After all, it was done out of consideration for our Aboriginal people, as many of them consider January 26 to be Invasion Day, the day foreigners displaced and patronised them, racism started, and children were taken from their parents, just because they were black.
The Stolen Generation is one of the darkest moments in Australia’s history.
One Day in Fremantle, the council’s alternative to Australia Day, started with a huge John Butler concert on the Esplanade, attended by 20,000 people.
In 2018 Kate Miller-Heidke, Baker Boy and others were the stars of One Day, and in 2019 Montaigne, Adrian Eagle and Wurramara performed to large crowds.
The most significant and quite wonderful moments of the One Day events were the smoking ceremonies at Bathers Beach early in the morning.
However, in 2020 One Day in Fremantle suddenly changed from a day of celebrating our city’s cultural diversity into an Aboriginal day at Bathers Beach, that disappointingly only attracted a few hundred people.
The previous two years One Day had to be canceled due to the Covid restrictions, but this year the Clayton’s Australia Day event is back on in Fremantle, and is again only an Aboriginal day.
I believe that is wrong. Reconciliation is about connecting people and embracing our multiculturalism.
That is how One Day in Fremantle started and should continue.
I am all for Thomas Mayor coming to talk about The Voice and why we should have acknowledgment of our First Nations people in the Australian constitution.
That is an important part of a day that is about cultural awareness.
Only having Aboriginal cultural activities, Dreamtime stories, stalls, films and yarning with elders is wrong though.
I believe that making One Day in Fremantle into an Aboriginal day is patronising and condescending of Fremantle council, and not helpful to
the important and necessary reconciliation process.

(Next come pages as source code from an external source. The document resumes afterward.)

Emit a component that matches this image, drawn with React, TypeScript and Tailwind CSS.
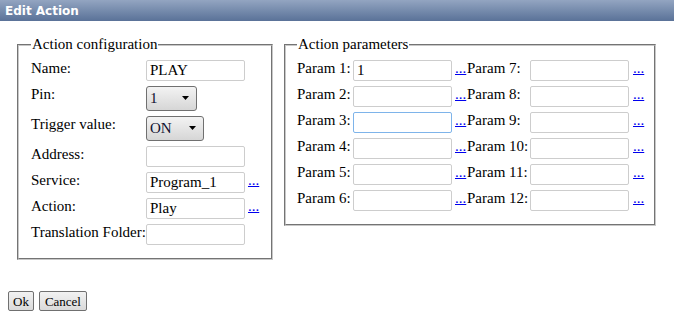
import React from 'react';

const Dots = ({ className = '' }: { className?: string }) => (
    <a href="#" className={`text-[#0000ee] underline leading-[17px] ${className}`}>...</a>
);

const TextBox = ({ value = '', focused = false, className = '' }: { value?: string; focused?: boolean; className?: string }) => (
    <input
        type="text"
        defaultValue={value}
        className={`w-[99px] h-[21px] px-[3px] bg-white border rounded-[2px] outline-none text-[15px] text-black ${focused ? 'border-[#7eb4ea]' : 'border-[#cdcdcd]'} ${className}`}
    />
);

const DropDown = ({ value, width }: { value: string; width: string }) => (
    <div className={`relative h-[25px] ${width}`}>
        <select
            defaultValue={value}
            className="appearance-none w-full h-full pl-[3px] pr-[16px] border border-[#707070] rounded-[3px] bg-gradient-to-b from-[#f3f3f3] to-[#d6d6d6] text-[15px] text-[#101030] outline-none"
        >
            <option>{value}</option>
        </select>
        <svg className="absolute right-[8px] top-[10px] pointer-events-none" width="7" height="4" viewBox="0 0 7 4">
            <path d="M0 0 L7 0 L3.5 4 Z" fill="#000" />
        </svg>
    </div>
);

const ConfigRow = ({ label, h, children }: { label: string; h: string; children: React.ReactNode }) => (
    <div className={`flex items-start ${h}`}>
        <span className="w-[115px] leading-[17px] whitespace-nowrap">{label}</span>
        {children}
    </div>
);

const ParamRow = ({ left, right, value = '', focused = false }: { left: number; right: number; value?: string; focused?: boolean }) => (
    <div className="flex items-start h-[26px]">
        <span className="w-[56px] leading-[17px] whitespace-nowrap">Param {left}:</span>
        <TextBox value={value} focused={focused} />
        <Dots className="ml-[3px] w-[12px]" />
        <span className="w-[63px] leading-[17px] whitespace-nowrap">Param {right}:</span>
        <TextBox />
        <Dots className="ml-[4px]" />
    </div>
);

export default function App() {
    return (
        <div className="w-[674px] h-[316px] bg-white text-black text-[15px] font-['Liberation_Serif',serif] overflow-hidden">
            <div className="h-[21px] flex items-center pl-[5px] bg-gradient-to-b from-[#93a5c1] to-[#5a7298] text-white font-bold text-[12px] font-['DejaVu_Sans',sans-serif]">
                Edit Action
            </div>

            <div className="flex items-start gap-[11px] pl-[17px] mt-[15px]">
                <fieldset className="w-[256px] border-2 [border-style:groove] border-[#c8c8c8] pl-[12px] pt-[7px] pb-[8px]">
                    <legend className="px-[1px] leading-[17px]">Action configuration</legend>
                    <ConfigRow label="Name:" h="h-[26px]">
                        <TextBox value="PLAY" />
                    </ConfigRow>
                    <ConfigRow label="Pin:" h="h-[30px]">
                        <DropDown value="1" width="w-[51px]" />
                    </ConfigRow>
                    <ConfigRow label="Trigger value:" h="h-[30px]">
                        <DropDown value="ON" width="w-[58px]" />
                    </ConfigRow>
                    <ConfigRow label="Address:" h="h-[26px]">
                        <TextBox />
                    </ConfigRow>
                    <ConfigRow label="Service:" h="h-[26px]">
                        <TextBox value="Program_1" />
                        <Dots className="ml-[3px]" />
                    </ConfigRow>
                    <ConfigRow label="Action:" h="h-[26px]">
                        <TextBox value="Play" />
                        <Dots className="ml-[3px]" />
                    </ConfigRow>
                    <ConfigRow label="Translation Folder:" h="h-[26px]">
                        <TextBox />
                    </ConfigRow>
                </fieldset>

                <fieldset className="w-[372px] border-2 [border-style:groove] border-[#c8c8c8] pl-[11px] pt-[7px] pb-[8px]">
                    <legend className="px-[1px] leading-[17px]">Action parameters</legend>
                    <ParamRow left={1} right={7} value="1" />
                    <ParamRow left={2} right={8} />
                    <ParamRow left={3} right={9} focused />
                    <ParamRow left={4} right={10} />
                    <ParamRow left={5} right={11} />
                    <ParamRow left={6} right={12} />
                </fieldset>
            </div>

            <div className="flex gap-[5px] ml-[8px] mt-[31px]">
                <button className="h-[20px] px-[4px] border border-[#707070] rounded-[2px] bg-gradient-to-b from-[#f2f2f2] to-[#dadada] text-[13px] leading-none">Ok</button>
                <button className="h-[20px] px-[5px] border border-[#707070] rounded-[2px] bg-gradient-to-b from-[#f2f2f2] to-[#dadada] text-[13px] leading-none">Cancel</button>
            </div>
        </div>
    );
}
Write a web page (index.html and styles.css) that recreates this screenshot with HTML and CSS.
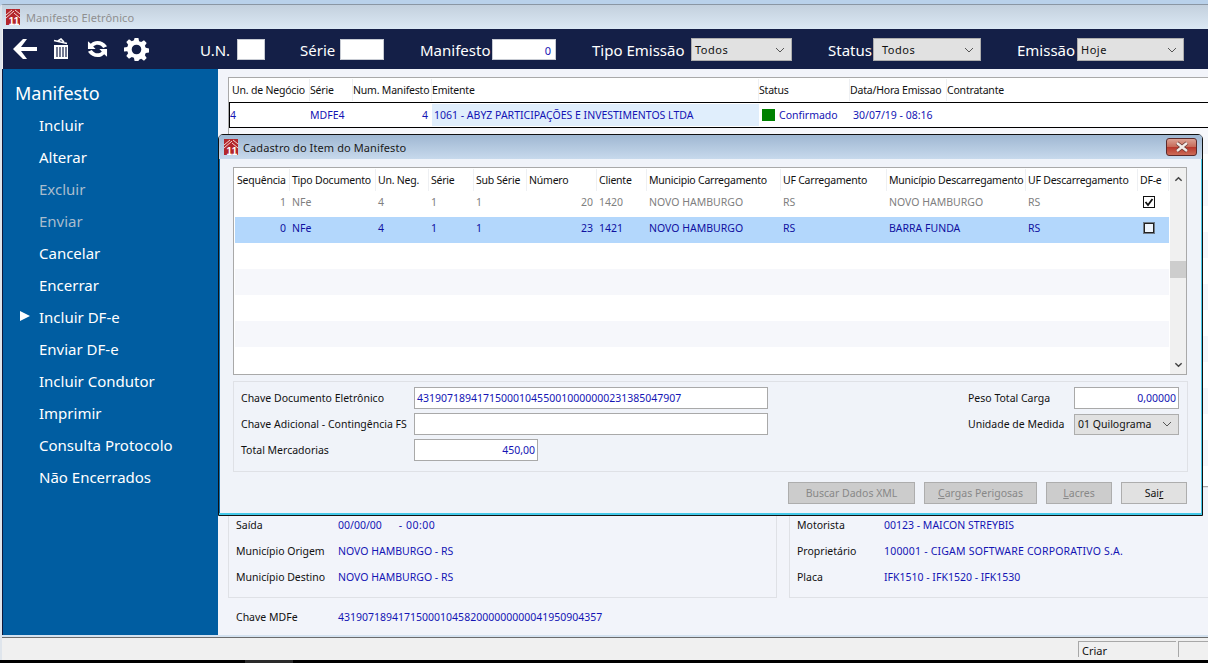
FILE: index.html
```html
<!DOCTYPE html>
<html lang="pt-BR">
<head>
<meta charset="utf-8">
<title>Manifesto Eletrônico</title>
<link rel="stylesheet" href="styles.css">
</head>
<body>
<div class="desktop-strip"></div>
<div class="app">
  <header class="titlebar">
    <svg class="logo" viewBox="0 0 14 16"><rect width="14" height="16" fill="#b3262b"/><path d="M0 6 6 1M0 9 8 2M9 1l5 4M8 4l6 5" fill="none" stroke="#f3d7d2" stroke-width="1"/><text x="8" y="15.500" class="logo-num">11</text></svg>
    <span class="title-text">Manifesto Eletrônico</span>
  </header>
  <nav class="toolbar">
    <div class="tools">
      <svg class="ic-back" viewBox="0 0 26 22"><path d="M11 1 1 11l10 10h4l-6-8h16V9H9l6-8z" fill="#fff"/></svg>
      <svg class="ic-trash" viewBox="0 0 17 22"><path d="M2 2.500l13 3M6 3l3-2 3 3" fill="none" stroke="#fff" stroke-width="1.600"/><path d="M2 7h14v14H2z" fill="#fff"/><path d="M5 9v10M8 9v10M11 9v10M14 9v10" stroke="#141f47" stroke-width="1.200"/></svg>
      <svg class="ic-sync" viewBox="0 0 22 18"><path d="M1 1v8h8L6.500 6.500C8 5 9.500 4.500 11 4.500c2.500 0 4 1 6 3.500l4-2C18 2 15 .5 11 .5 8 .5 6 1.500 4 3.500zM21 17V9h-8l2.500 2.500C14 13 12.500 13.500 11 13.500c-2.500 0-4-1-6-3.500l-4 2c3 4 6 5.500 10 5.500 3 0 5-1 7-3z" fill="#fff"/></svg>
      <svg class="ic-gear" viewBox="0 0 26 26"><path d="M11 1h4l.7 3.400 2.200.9 2.900-1.900 2.800 2.800-1.900 2.900.9 2.200 3.400.7v4l-3.400.7-.9 2.200 1.900 2.900-2.800 2.800-2.900-1.900-2.200.9L15 25h-4l-.7-3.400-2.200-.9-2.900 1.900-2.800-2.800 1.900-2.900-.9-2.200L0 15v-4l3.400-.7.9-2.200L2.400 5.200l2.800-2.800 2.900 1.900 2.200-.9zM13 8a5 5 0 1 0 0 10 5 5 0 0 0 0-10z" fill="#fff" fill-rule="evenodd"/></svg>
    </div>
    <label class="tb-label l-un">U.N.</label><span class="tb-input i-un"></span>
    <label class="tb-label l-serie">Série</label><span class="tb-input i-serie"></span>
    <label class="tb-label l-man">Manifesto</label><span class="tb-input i-man">0</span>
    <label class="tb-label l-tipo">Tipo Emissão</label><span class="tb-select s-tipo">Todos<svg class="chev" viewBox="0 0 10 6"><path d="M1 1l4 4 4-4" fill="none" stroke="#555"/></svg></span>
    <label class="tb-label l-status">Status</label><span class="tb-select s-status">Todos<svg class="chev" viewBox="0 0 10 6"><path d="M1 1l4 4 4-4" fill="none" stroke="#555"/></svg></span>
    <label class="tb-label l-emis">Emissão</label><span class="tb-select s-emis">Hoje<svg class="chev" viewBox="0 0 10 6"><path d="M1 1l4 4 4-4" fill="none" stroke="#555"/></svg></span>
  </nav>
  <div class="workspace">
    <aside class="sidebar">
      <h1 class="side-title">Manifesto</h1>
      <ul class="menu">
        <li>Incluir</li>
        <li>Alterar</li>
        <li class="off">Excluir</li>
        <li class="off">Enviar</li>
        <li>Cancelar</li>
        <li>Encerrar</li>
        <li class="current">Incluir DF-e</li>
        <li>Enviar DF-e</li>
        <li>Incluir Condutor</li>
        <li>Imprimir</li>
        <li>Consulta Protocolo</li>
        <li>Não Encerrados</li>
      </ul>
    </aside>
    <main class="content">
      <section class="main-grid">
        <div class="mg-row mg-head">
          <span>Un. de Negócio</span><span>Série</span><span>Num. Manifesto</span><span>Emitente</span><span>Status</span><span>Data/Hora Emissao</span><span>Contratante</span>
        </div>
        <div class="mg-row mg-sel">
          <span>4</span><span>MDFE4</span><span class="num">4</span><span class="hl">1061 - ABYZ PARTICIPAÇÕES E INVESTIMENTOS LTDA</span><span class="st"><i class="sq"></i>Confirmado</span><span class="pl">30/07/19 - 08:16</span><span></span>
        </div>
        <div class="mg-bands">
          <div class="b"></div><div></div><div class="b"></div><div></div><div class="b"></div><div></div><div class="b"></div><div></div><div class="b"></div><div></div><div class="b"></div><div></div><div class="b"></div><div></div>
        </div>
      </section>
      <section class="details">
        <div class="panel p-left">
          <div class="drow"><span class="dl">Saída</span><span class="dv">00/00/00<span class="time">- 00:00</span></span></div>
          <div class="drow"><span class="dl">Município Origem</span><span class="dv">NOVO HAMBURGO - RS</span></div>
          <div class="drow"><span class="dl">Município Destino</span><span class="dv">NOVO HAMBURGO - RS</span></div>
        </div>
        <div class="panel p-right">
          <div class="drow"><span class="dl">Motorista</span><span class="dv">00123 - MAICON STREYBIS</span></div>
          <div class="drow"><span class="dl">Proprietário</span><span class="dv wide">100001 - CIGAM SOFTWARE CORPORATIVO S.A.</span></div>
          <div class="drow"><span class="dl">Placa</span><span class="dv">IFK1510 - IFK1520 - IFK1530</span></div>
        </div>
      </section>
      <div class="chave"><span class="dl">Chave MDFe</span><span class="dv">43190718941715000104582000000000041950904357</span></div>
    </main>
  </div>
  <footer class="statusbar">
    <span class="sb-cell sb-criar">Criar</span><span class="sb-cell sb-last"></span>
  </footer>
</div>
<div class="taskbar"><span class="task-item"></span></div>

<section class="dialog">
  <header class="dlg-title">
    <svg class="logo" viewBox="0 0 14 16"><rect width="14" height="16" fill="#b3262b"/><path d="M0 6 6 1M0 9 8 2M9 1l5 4M8 4l6 5" fill="none" stroke="#f3d7d2" stroke-width="1"/><text x="8" y="15.500" class="logo-num">11</text></svg>
    <span class="dlg-text">Cadastro do Item do Manifesto</span>
    <button class="close-btn" aria-label="Fechar"><svg viewBox="0 0 16 12"><path d="M3 2l10 8M13 2 3 10" stroke="#6b3a34" stroke-width="4"/><path d="M3 2l10 8M13 2 3 10" stroke="#f2ece8" stroke-width="2.400"/></svg></button>
  </header>
  <div class="dlg-body">
    <div class="item-grid">
      <div class="ig-table">
        <div class="ig-row ig-head">
          <span>Sequência</span><span>Tipo Documento</span><span>Un. Neg.</span><span>Série</span><span>Sub Série</span><span>Número</span><span>Cliente</span><span>Municipio Carregamento</span><span>UF Carregamento</span><span>Município Descarregamento</span><span>UF Descarregamento</span><span>DF-e</span>
        </div>
        <div class="ig-row ig-first">
          <span class="num">1</span><span>NFe</span><span>4</span><span>1</span><span>1</span><span class="num">20</span><span>1420</span><span>NOVO HAMBURGO</span><span>RS</span><span>NOVO HAMBURGO</span><span>RS</span><span class="chk"><svg viewBox="0 0 12 12"><rect x=".5" y=".5" width="11" height="11" fill="#fff" stroke="#111"/><path d="M2.500 6l2.500 3 4.500-6" fill="none" stroke="#111" stroke-width="1.800"/></svg></span>
        </div>
        <div class="ig-row ig-sel">
          <span class="num">0</span><span>NFe</span><span>4</span><span>1</span><span>1</span><span class="num">23</span><span>1421</span><span>NOVO HAMBURGO</span><span>RS</span><span>BARRA FUNDA</span><span>RS</span><span class="chk"><svg viewBox="0 0 12 12"><rect x=".5" y=".5" width="11" height="11" fill="#eef5fd" stroke="#111" stroke-dasharray="1 1"/><rect x="1.500" y="1.500" width="9" height="9" fill="none" stroke="#222"/></svg></span>
        </div>
        <div class="ig-empty"></div><div class="ig-empty b"></div><div class="ig-empty"></div><div class="ig-empty b"></div><div class="ig-empty"></div>
      </div>
      <div class="scrollbar">
        <svg viewBox="0 0 10 6"><path d="M1.500 5 5 1.500 8.500 5" fill="none" stroke="#444" stroke-width="1.600"/></svg>
        <span class="thumb"></span>
        <svg viewBox="0 0 10 6"><path d="M1.500 1 5 4.500 8.500 1" fill="none" stroke="#444" stroke-width="1.600"/></svg>
      </div>
    </div>
    <div class="form-panel">
      <div class="form-left">
        <div class="frow"><label>Chave Documento Eletrônico</label><span class="inp i-wide">43190718941715000104550010000000231385047907</span></div>
        <div class="frow"><label>Chave Adicional - Contingência FS</label><span class="inp i-wide"></span></div>
        <div class="frow"><label>Total Mercadorias</label><span class="inp i-total">450,00</span></div>
      </div>
      <div class="form-right">
        <div class="frow"><label>Peso Total Carga</label><span class="inp i-peso">0,00000</span></div>
        <div class="frow"><label>Unidade de Medida</label><span class="sel">01 Quilograma<svg class="chev" viewBox="0 0 10 6"><path d="M1 1l4 4 4-4" fill="none" stroke="#555"/></svg></span></div>
      </div>
    </div>
    <div class="btn-row">
      <span class="btn dis b-xml">Buscar Dados XML</span>
      <span class="btn dis b-cargas"><u>C</u>argas Perigosas</span>
      <span class="btn dis b-lacres"><u>L</u>acres</span>
      <span class="btn b-sair">Sai<u>r</u></span>
    </div>
  </div>
</section>
</body>
</html>
```

FILE: styles.css
```css
* { box-sizing: border-box; }
html, body { margin: 0; padding: 0; }
body {
  width: 1208px; height: 663px; overflow: hidden; position: relative;
  background: #b9d1ea;
  font-family: "Noto Sans", "Open Sans", sans-serif;
  font-size: 10.5px; color: #111;
}
.desktop-strip { height: 4px; background: #b9d1ea; }
.app { height: 656px; background: #f0f0f0; border-top: 1px solid #8a96a3; border-left: 2px solid #dfe5ec; display: flex; flex-direction: column; border-top-left-radius: 4px; }
.titlebar { height: 24px; flex: none; display: flex; align-items: center; gap: 6px; padding-left: 4px; background: linear-gradient(#c3d0dd, #dbe8f4); }
.logo { width: 14px; height: 16px; flex: none; }
.logo-num { font-family: "Liberation Sans", sans-serif; font-size: 10px; font-weight: 700; fill: #fff; text-anchor: middle; }
.title-text { color: #8f8f8f; font-size: 11px; letter-spacing: .1px; }

.toolbar { height: 40px; flex: none; background: #141f47; margin-left: 1px; display: flex; align-items: center; color: #fff; }
.tools { width: 197px; display: flex; align-items: center; flex: none; padding-left: 9px; }
.ic-back { width: 26px; height: 22px; }
.ic-trash { width: 17px; height: 22px; margin-left: 14px; }
.ic-sync { width: 21px; height: 18px; margin-left: 18px; }
.ic-gear { width: 25px; height: 25px; margin-left: 16px; }
.tb-label { font-size: 15px; flex: none; padding-top: 1px; }
.tb-input { height: 21px; background: #fff; border: 1px solid #c7cbd3; flex: none; color: #1414b4; font-size: 11px; text-align: right; padding-right: 4px; line-height: 21px; }
.tb-select { height: 23px; background: #e1e1e1; border: 1px solid #adadad; color: #111; font-size: 11px; letter-spacing: .5px; display: flex; align-items: center; justify-content: space-between; padding: 1px 6px 0 3px; flex: none; }
.chev { width: 10px; height: 6px; }
.l-un { width: 37px; } .i-un { width: 28px; }
.l-serie { width: 40px; margin-left: 35px; } .i-serie { width: 44px; }
.l-man { width: 72px; margin-left: 36px; } .i-man { width: 64px; }
.l-tipo { width: 99px; margin-left: 36px; } .s-tipo { width: 101px; }
.l-status { width: 45px; margin-left: 36px; } .s-status { width: 108px; padding-left: 8px; }
.l-emis { width: 60px; margin-left: 36px; } .s-emis { width: 107px; }

.workspace { flex: 1; min-height: 0; display: flex; border-bottom: 2px solid #d4e2f0; }
.sidebar { width: 216px; flex: none; background: #005da1; border-left: 1px solid #10183a; color: #fff; padding: 12px 0 0 12px; }
.side-title { margin: 0; font-size: 18px; font-weight: 400; line-height: 24px; }
.menu { list-style: none; margin: 4px 0 0; padding: 0 0 0 24px; }
.menu li { font-size: 15px; height: 32px; line-height: 32px; position: relative; }
.menu .off { color: #a9bccd; }
.menu .current::before { content: ""; position: absolute; left: -19px; top: 10px; border-left: 10px solid #fff; border-top: 5px solid transparent; border-bottom: 5px solid transparent; }

.content { flex: 1; min-width: 0; background: #f2f4fa; padding: 8px 0 0 10px; }
.main-grid { height: 410px; background: #fff; border-top: 1px solid #a9a9a9; border-left: 1px solid #a9a9a9; border-bottom: 1px solid #a9a9a9; }
.mg-row { display: grid; grid-template-columns: 80px 43px 79px 327px 91px 97px 1fr; align-items: center; }
.mg-head { height: 24px; letter-spacing: -.2px; }
.mg-head span { height: 22px; line-height: 22px; border-left: 1px solid #eef0f3; white-space: nowrap; }
.mg-head span:first-child { border-left: 0; padding-left: 3px; }
.mg-sel { height: 26px; border-style: solid; border-color: #000; border-width: 1.500px 0 1.500px 1px; color: #1414b4; white-space: nowrap; padding-bottom: 1px; }
.mg-sel .pl { padding-left: 3px; }
.num { text-align: right; }
.mg-sel .num { padding-right: 4px; }
.hl { background: #e0eefc; height: 22px; line-height: 22px; padding-left: 2px; }
.st { display: flex; align-items: center; gap: 4px; padding-left: 3px; }
.sq { width: 13px; height: 12px; background: #008000; display: block; }
.mg-bands { height: 359px; overflow: hidden; }
.mg-bands div { height: 26px; }
.mg-bands .b { background: #f6f7fb; }

.details { display: grid; grid-template-columns: 549px 419px; gap: 12px; height: 111px; }
.panel { border: 1px solid #dfe1e6; padding: 24px 0 0 7px; }
.p-right { border-right: 0; }
.drow { display: flex; height: 26px; align-items: center; white-space: nowrap; }
.drow .dl { width: 102px; flex: none; }
.p-right .dl { width: 87px; }
.dv { color: #1414b4; }
.dv.wide { letter-spacing: .2px; }
.time { margin-left: 17px; letter-spacing: .5px; }
.chave { display: flex; padding: 9px 0 0 8px; align-items: center; height: 29px; }
.chave .dl { width: 102px; }

.statusbar { height: 23px; flex: none; background: #f0f0f0; border-top: 1px solid #6b6b6b; display: flex; justify-content: flex-end; padding-top: 3px; gap: 2px; }
.sb-cell { height: 16px; border-top: 1px solid #a8a8a8; border-left: 1px solid #a8a8a8; padding-left: 3px; line-height: 17px; font-size: 11px; }
.sb-criar { width: 98px; }
.sb-last { width: 30px; }
.taskbar { height: 3px; background: #000; }
.task-item { display: block; width: 48px; height: 3px; margin-left: 245px; background: #2a2a2a; }

.dialog { position: absolute; left: 218px; top: 134px; width: 985px; height: 382px; background: #f0f3f9; border: 1px solid #111; border-radius: 5px 5px 0 0; box-shadow: inset -1px -2px 0 #44c8e8, inset 1px 0 0 #0f6fb0; display: flex; flex-direction: column; }
.dlg-title { height: 24px; flex: none; display: flex; align-items: center; gap: 5px; padding-left: 5px; background: linear-gradient(#9fb7d2, #c7d9ec); font-size: 11px; letter-spacing: .1px; position: relative; border-radius: 3px 3px 0 0; }
.dlg-text { color: #1a1a1a; }
.close-btn { position: absolute; right: 5px; top: 3px; width: 31px; height: 18px; border: 1px solid #5c2a2a; border-radius: 3px; background: linear-gradient(#dca294 0, #c66a58 50%, #b8382c 52%, #cc6c58 100%); padding: 0; display: flex; align-items: center; justify-content: center; }
.close-btn svg { width: 16px; height: 12px; }
.dlg-body { flex: 1; padding: 8px 14px 0 14px; }

.item-grid { width: 954px; height: 208px; border: 1px solid #a9a9a9; background: #fff; display: flex; }
.ig-table { width: 934px; flex: none; margin-left: 1px; }
.ig-row { display: grid; grid-template-columns: 55px 86px 53px 45px 53px 70px 50px 134px 106px 139px 112px 31px; align-items: center; white-space: nowrap; }
.ig-head { height: 23px; letter-spacing: -.22px; }
.ig-head span { height: 22px; line-height: 22px; padding-left: 2px; border-right: 1px solid #eef0f3; }
.ig-first, .ig-sel { height: 26px; }
.ig-first > span, .ig-sel > span { padding-left: 2px; padding-bottom: 4px; }
.ig-first > .num, .ig-sel > .num { padding-right: 4px; }
.ig-first { color: #808080; }
.ig-sel { background: #b3d7fc; color: #1010a0; }
.ig-empty { height: 26px; }
.ig-empty.b { background: #f6f7fb; }
.ig-first > .chk, .ig-sel > .chk { display: flex; align-items: center; padding-left: 5px; }
.chk svg { width: 12px; height: 12px; }
.scrollbar { flex: 1; background: #f0f0f0; display: flex; flex-direction: column; justify-content: space-between; align-items: center; padding: 8px 0 6px; position: relative; margin-left: 1px; }
.scrollbar svg { width: 9px; height: 6px; }
.thumb { position: absolute; left: 0; right: 0; top: 93px; height: 17px; background: #cdcdcd; }

.form-panel { width: 955px; height: 91px; margin-top: 6px; border: 1px solid #dfe1e6; padding: 3px 8px 0 7px; display: flex; justify-content: space-between; }
.frow { display: flex; align-items: center; height: 26px; white-space: nowrap; }
.form-left label { width: 173px; flex: none; }
.form-right label { width: 106px; flex: none; }
.inp { height: 22px; background: #fff; border: 1px solid #a9a9a9; color: #1414b4; line-height: 20px; padding: 0 2px; display: block; }
.i-wide { width: 354px; }
.i-total { width: 124px; text-align: right; }
.i-peso { width: 105px; text-align: right; }
.sel { width: 105px; height: 21px; background: #e1e1e1; border: 1px solid #adadad; display: flex; align-items: center; justify-content: space-between; padding: 0 6px 0 3px; }

.btn-row { display: flex; justify-content: flex-end; gap: 9px; margin-top: 10px; width: 954px; }
.btn { height: 22px; line-height: 20px; text-align: center; background: #e1e1e1; border: 1px solid #adadad; }
.btn.dis { background: #ccc; color: #888; }
.b-xml { width: 127px; } .b-cargas { width: 113px; } .b-lacres { width: 66px; } .b-sair { width: 66px; }
```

It is not right to only celebrate 1.7 per cent of the Fremantle population on a day where we should be celebrating Australia’s diversity – of course with respect, consideration and acknowledgment of our First Nations people.
Fremantle already has the fantastic annual Wardarnji Aboriginal Festival at the Fremantle Arts Centre and also the amazing yearly Revealed showcase of Indigenous art from all over WA, on show in the entire FAC, with a very popular Saturday art market, that sells hundreds of artworks in support of remote communities.
There is a lot of unacceptable racism in Australia, and even more racism against our indigenous people.
That is very wrong, but making One Day in Fremantle an exclusive celebration of Aboriginal culture will undermine what the event originally set out to address – the lack of inclusivity.
One Day should be about connecting, about all of us learning from all of us.
It should be about how we connect on a personal level, how we talk to people we have never met, experience different cultures, learn to accept, tolerate, and respect and love those who are different.
I have a real genuine love for Aboriginal people and their culture.
I have great respect for their resilience after settlers/invaders rejected their culture and language and forced them off their land, but One Day in Fremantle needs to be a whole lot more than just engaging with our Indigenous history and culture.
It needs to be a respectful truth-telling conversation between all of us, a celebration of Freo’s multiculturalism.
The One Day in Fremantle is at Walyalup Koort this year, starting with a smoking ceremony and welcome to country at 8am. I’ll see you there.